Meaning Beyond the Meal

The holiday is, fundamentally, about give thanks. A thoughtful Thanksgiving can include recognition of the land and Indigenous communities, mindful purchase decisions and acts of community support.

Asking yourself: "Why am I here? What am I thankful for?" may seem simple but when applied to your food, your waste, your travel and your hosting choices, gratitude becomes action.

Decor with a Purpose

Why buy brand new decorations year after year? Upcycling, borrowing, renting or thrift shopping your holiday items keeps plastics and packaging out of the landfill. Use natural materials, consider beeswax candles instead of paraffin which is petroleum based, and make your decorating process part of the memory‑making.

Set a New Tradition

Traditions are powerful. If you instill older kids, younger guests and extended family with the idea that Thanksgiving includes a sustainability check-in from portion planning to leftovers, from dishware to decor, you will be passing forward something valuable. In fact, sources recommend turning common practices into traditions: coordinating shared dishes, composting together, and even giving thanks for the planet and local community.

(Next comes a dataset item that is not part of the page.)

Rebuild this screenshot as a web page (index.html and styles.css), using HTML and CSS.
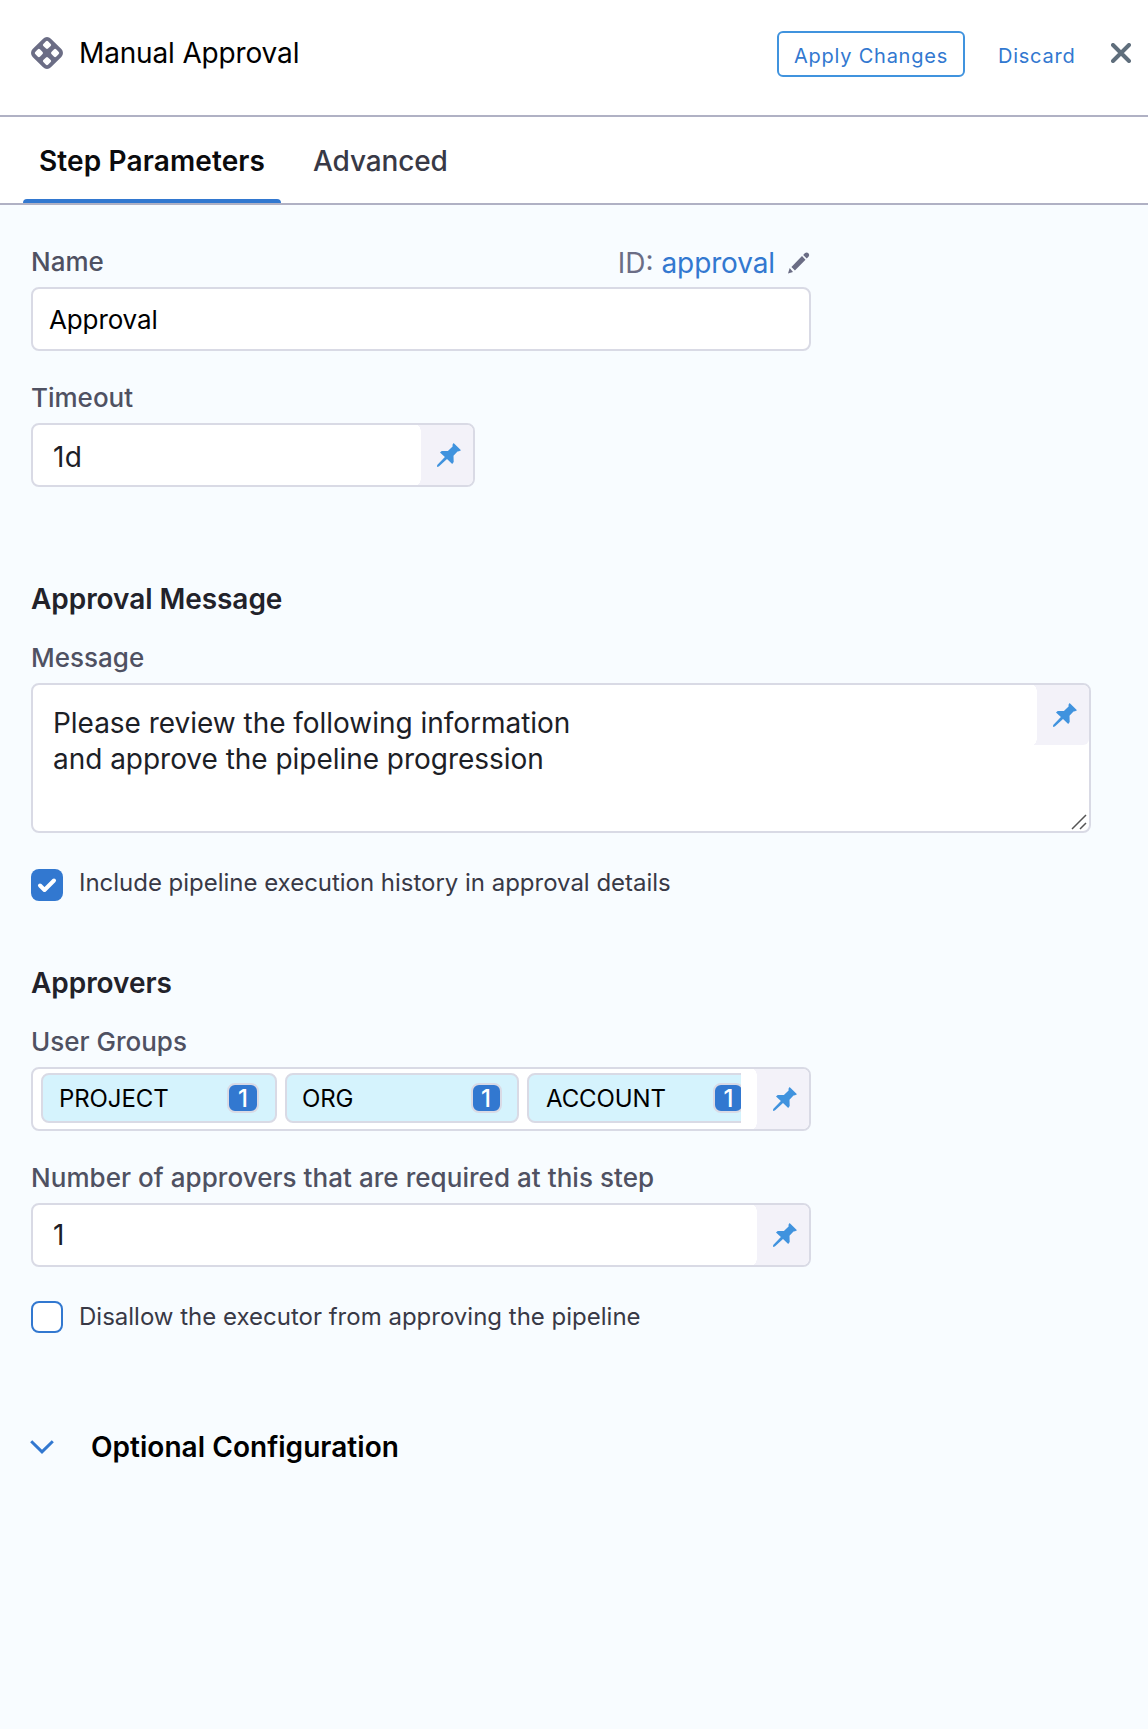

Final Thought: Gratitude, Not Guilt

It's easy to turn into a checklist of correct behaviours and feel overwhelmed. But the point isn't perfection, it's intention. Thanksgiving in 2025 can be a feast of flavor and a quiet nod to our planet. We don't have to sacrifice enjoyment, we just have to elevate awareness.

When you gather this year, consider these questions:

Did I purchase smartly and locally?

Will this dish produce leftovers or can I repurpose them?

Is the decor something I'll use again or will it end up in the trash?

Can I travel, cook and host in a way that leaves a lighter footprint?

If you answer "yes" to even a few of these, your holiday has already made a difference. Because in giving thanks for family, for food, for community, we can also give back to the Earth.

Happy, mindful Thanksgiving. May it be green, grateful and genuinely meaningful.